Concept-Based Force-Signature Analysis of Tool-Parameter Effects in Fine Blanking

Fine blanking part quality is highly sensitive to tool parameterization, yet cause–effect relationships are obscured by substantial process noise. This limits the utility of both simulation and scalar process metrics for tool optimization and mechanistic understanding. At the same time, high-resolution force-signature data is information-rich and can be used as evidence for learning physically plausible relationships, provided that interpretability is retained. This paper presents a data-to-knowledge pipeline combining finite element simulation, neural network prediction, and concept extraction to derive interpretable patterns from force time series and formulate mechanistic hypotheses linking tool parameters to die-roll formation. Controlled tool-parameter variation generates approximately 27,000 strokes with die-roll metrology. Neural networks predict die-roll height and tool parameters with mean absolute percentage errors of 0.6% and 2.6%, respectively. Concept extraction (ECLAD-ts) and segment-aware attribution localize predictive information to peak-load and post-peak regimes.

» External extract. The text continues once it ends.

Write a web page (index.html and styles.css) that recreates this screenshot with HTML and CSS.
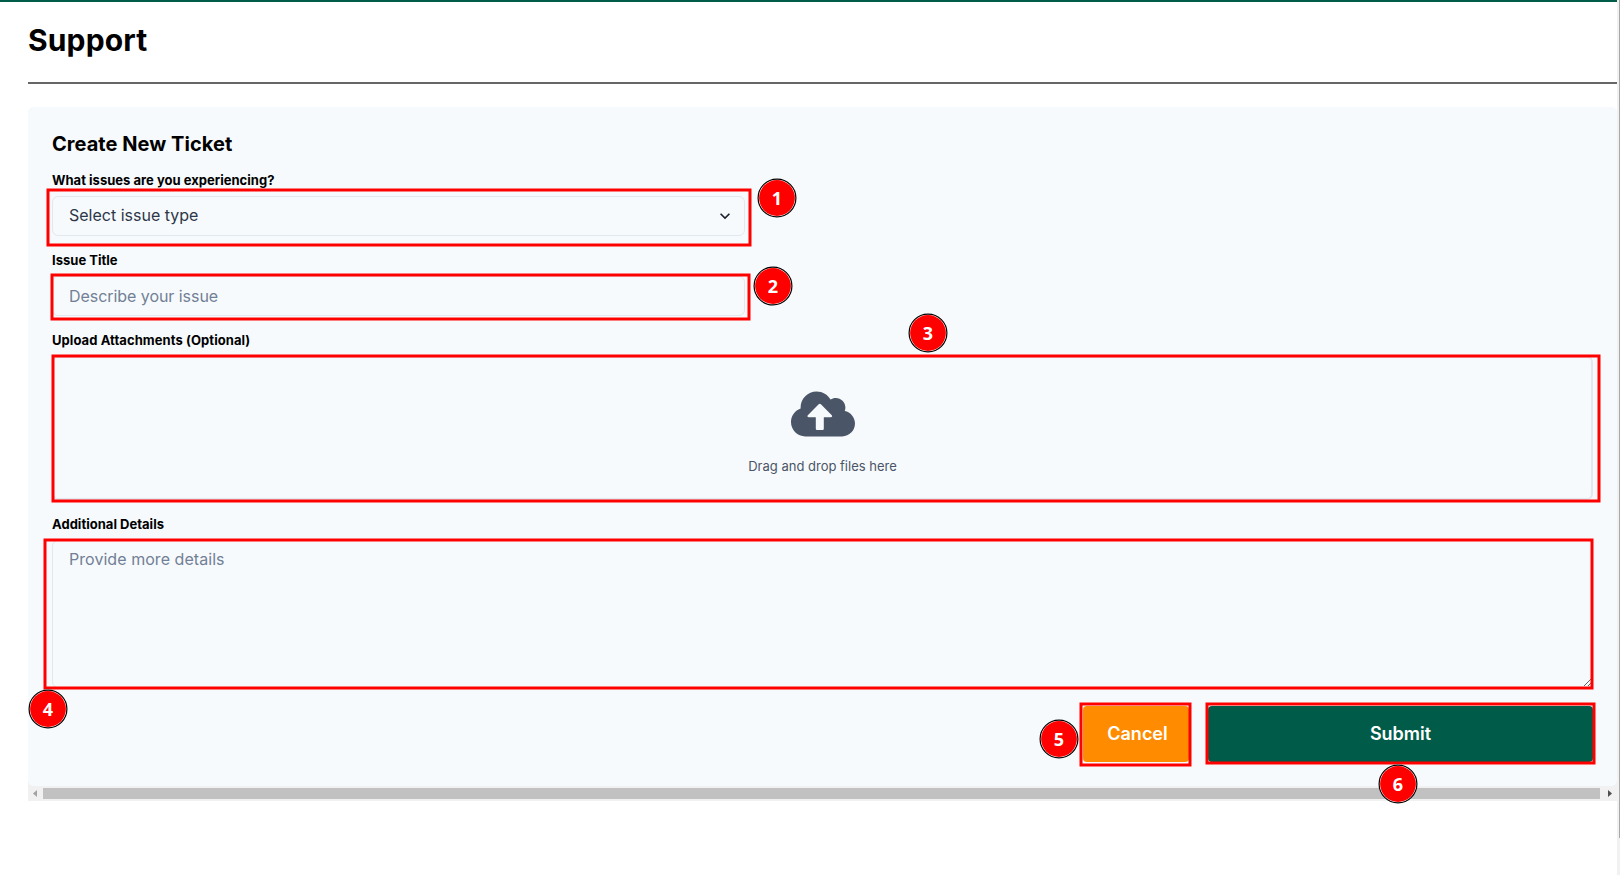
FILE: index.html
```html
<!DOCTYPE html>
<html lang="en">
<head>
<meta charset="utf-8">
<title>Support</title>
<link rel="stylesheet" href="styles.css">
</head>
<body>
<div class="app">
  <main class="page">
    <h1 class="page-title">Support</h1>
    <div class="scroller">
      <form class="card">
        <h2 class="card-title">Create New Ticket</h2>
        <label class="label">What issues are you experiencing?</label>
        <div class="field select">
          <span class="select-text">Select issue type</span>
          <svg class="chevron" viewBox="0 0 24 24"><path fill="currentColor" d="M16.59 8.59L12 13.17 7.41 8.59 6 10l6 6 6-6z"/></svg>
        </div>
        <label class="label">Issue Title</label>
        <input class="field title-field" type="text" placeholder="Describe your issue">
        <label class="label upload-label">Upload Attachments (Optional)</label>
        <div class="dropzone">
          <svg class="cloud" viewBox="0 0 640 512"><path fill="currentColor" d="M144 480C64.500 480 0 415.500 0 336c0-62.800 40.200-116.200 96.200-135.900-.1-2.700-.2-5.400-.2-8.100 0-88.400 71.600-160 160-160 59.300 0 111 32.200 138.700 80.200C409.900 102 428.300 96 448 96c53 0 96 43 96 96 0 12.200-2.300 23.800-6.400 34.600C596 238.400 640 290.100 640 352c0 70.700-57.300 128-128 128z"/><path fill="#f7fafc" d="M168 268c-8 9-3 20 10 20h70v112c0 10 6 16 16 16h48c10 0 16-6 16-16V288h70c13 0 18-11 10-20L299 158c-7-7-15-7-22 0z"/></svg>
          <p class="drop-text">Drag and drop files here</p>
        </div>
        <label class="label">Additional Details</label>
        <textarea class="details" placeholder="Provide more details"></textarea>
        <div class="actions">
          <button type="button" class="button cancel">Cancel</button>
          <button type="button" class="button submit">Submit</button>
        </div>
      </form>
      <div class="hbar">
        <svg class="arrow" viewBox="0 0 15 15"><path fill="#a3a3a3" d="M9 4v7L5 7.500z"/></svg>
        <div class="hthumb"></div>
        <svg class="arrow" viewBox="0 0 15 15"><path fill="#505050" d="M6 4v7l4-3.500z"/></svg>
      </div>
    </div>
  </main>
  <div class="vbar"><div class="vthumb"></div></div>
</div>
<svg class="marks" viewBox="0 0 1620 875">
  <g class="frames">
    <rect x="48" y="190" width="702" height="55"/>
    <rect x="52" y="275" width="697" height="44"/>
    <rect x="53" y="356" width="1546" height="145"/>
    <rect x="45" y="540" width="1547" height="148"/>
    <rect x="1081" y="704" width="109" height="61"/>
    <rect x="1207" y="704" width="387" height="59"/>
  </g>
  <g class="pins">
    <g transform="translate(777 198)"><circle class="rim" r="19.500"/><circle class="ring" r="18.900"/><circle class="dot" r="17.900"/><text y="6.500">1</text></g>
    <g transform="translate(773 286)"><circle class="rim" r="19.500"/><circle class="ring" r="18.900"/><circle class="dot" r="17.900"/><text y="6.500">2</text></g>
    <g transform="translate(928 333)"><circle class="rim" r="19.500"/><circle class="ring" r="18.900"/><circle class="dot" r="17.900"/><text y="6.500">3</text></g>
    <g transform="translate(48 709)"><circle class="rim" r="19.500"/><circle class="ring" r="18.900"/><circle class="dot" r="17.900"/><text y="6.500">4</text></g>
    <g transform="translate(1059 739)"><circle class="rim" r="19.500"/><circle class="ring" r="18.900"/><circle class="dot" r="17.900"/><text y="6.500">5</text></g>
    <g transform="translate(1398 784)"><circle class="rim" r="19.500"/><circle class="ring" r="18.900"/><circle class="dot" r="17.900"/><text y="6.500">6</text></g>
  </g>
</svg>
</body>
</html>
```
FILE: styles.css
```css
* { box-sizing: border-box; margin: 0; }
body { font-family: Inter, "Liberation Sans", sans-serif; background: #fff; color: #000; overflow: hidden; }
.app { display: flex; height: 875px; }
.page { flex: 1; min-width: 0; border-top: 2px solid #005c49; padding-left: 28px; }
.page-title { height: 82px; padding-top: 20px; border-bottom: 2px solid #666; font-size: 30px; line-height: 36px; font-weight: 700; letter-spacing: 0.15px; }
.scroller { margin-top: 23px; background: #f1f1f1; border-radius: 6px 6px 0 0; }
.card { height: 679px; padding: 25px 24px 24px; border-radius: 6px; background: #f7fafc; display: flex; flex-direction: column; }
.card-title { font-size: 20px; line-height: 24px; font-weight: 700; margin-bottom: 14px; letter-spacing: 0.05px; }
.label { font-size: 13px; line-height: 20px; font-weight: 700; margin-bottom: 6px; letter-spacing: 0.02px; }
.upload-label { letter-spacing: 0.07px; }
.field { width: 693px; height: 40px; flex: none; padding: 0 16px; margin-bottom: 14px; border: 1px solid #e2e8f0; border-radius: 6px; background: transparent; font: 400 16px/24px Inter, sans-serif; }
.title-field { letter-spacing: -0.05px; }
.select { display: flex; align-items: center; justify-content: space-between; padding-right: 9px; color: #2d3748; }
.select-text { padding-bottom: 2px; }
.chevron { width: 20px; height: 20px; color: #1a202c; }
.field::placeholder, .details::placeholder { color: #718096; opacity: 1; }
.dropzone { width: 1541px; height: 144px; flex: none; margin-bottom: 14px; border: 2px solid #e2e8f0; border-radius: 6px; display: flex; flex-direction: column; align-items: center; padding-top: 24px; color: #4a5568; }
.cloud { width: 64px; height: 64px; }
.drop-text { font-size: 13px; line-height: 20px; margin-top: 10px; }
.details { width: 1541px; height: 148px; flex: none; padding: 7px 16px; border: 1px solid #e2e8f0; border-radius: 6px; background: transparent; font: 400 16px/22px Inter, sans-serif; letter-spacing: 0.05px; resize: vertical; }
.actions { display: flex; justify-content: flex-end; gap: 19px; margin-top: 18px; }
.button { height: 56px; border: 0; border-radius: 4px; padding: 0 0 2px; color: #fff; font: 600 18px/27px Inter, sans-serif; }
.cancel { width: 106px; padding-left: 3px; background: #ff8c00; }
.submit { width: 385px; background: #005c49; }
.hbar { height: 15px; display: flex; align-items: center; background: #f1f1f1; }
.arrow { width: 15px; height: 15px; flex: none; }
.hthumb { width: 1557px; height: 11px; background: #c1c1c1; margin-right: 2px; }
.vbar { width: 3px; background: #f1f1f1; padding-left: 2px; }
.vthumb { height: 838px; background: #a8a8a8; }
.marks { position: absolute; left: 0; top: 0; width: 1620px; height: 875px; pointer-events: none; }
.frames { fill: none; stroke: #f00; stroke-width: 3px; }
.rim { fill: #fff; }
.ring { fill: #fff; stroke: #000; stroke-width: 1.2px; }
.dot { fill: #f00; }
.pins text { fill: #fff; font: 700 18px "Noto Sans", sans-serif; text-anchor: middle; }
```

For die-clearance variation, piecewise-linear analysis within concept windows identifies two mechanism-sensitive slope descriptors (Cliff's |δ| ≥ 0.83) with ordered progressions mirroring the graded die-roll response. The rising-flank slope captures clearance-dependent shearing resistance, while the post-peak decay slope reflects thermo-mechanical softening once crack growth initiates. Smaller clearance yields higher resistance, faster decay, and reduced die-roll height, consistent with forming theory. The pipeline enables phase-local assessment of tool-parameter effects under process noise and supports testable mechanistic hypotheses for simulation refinement.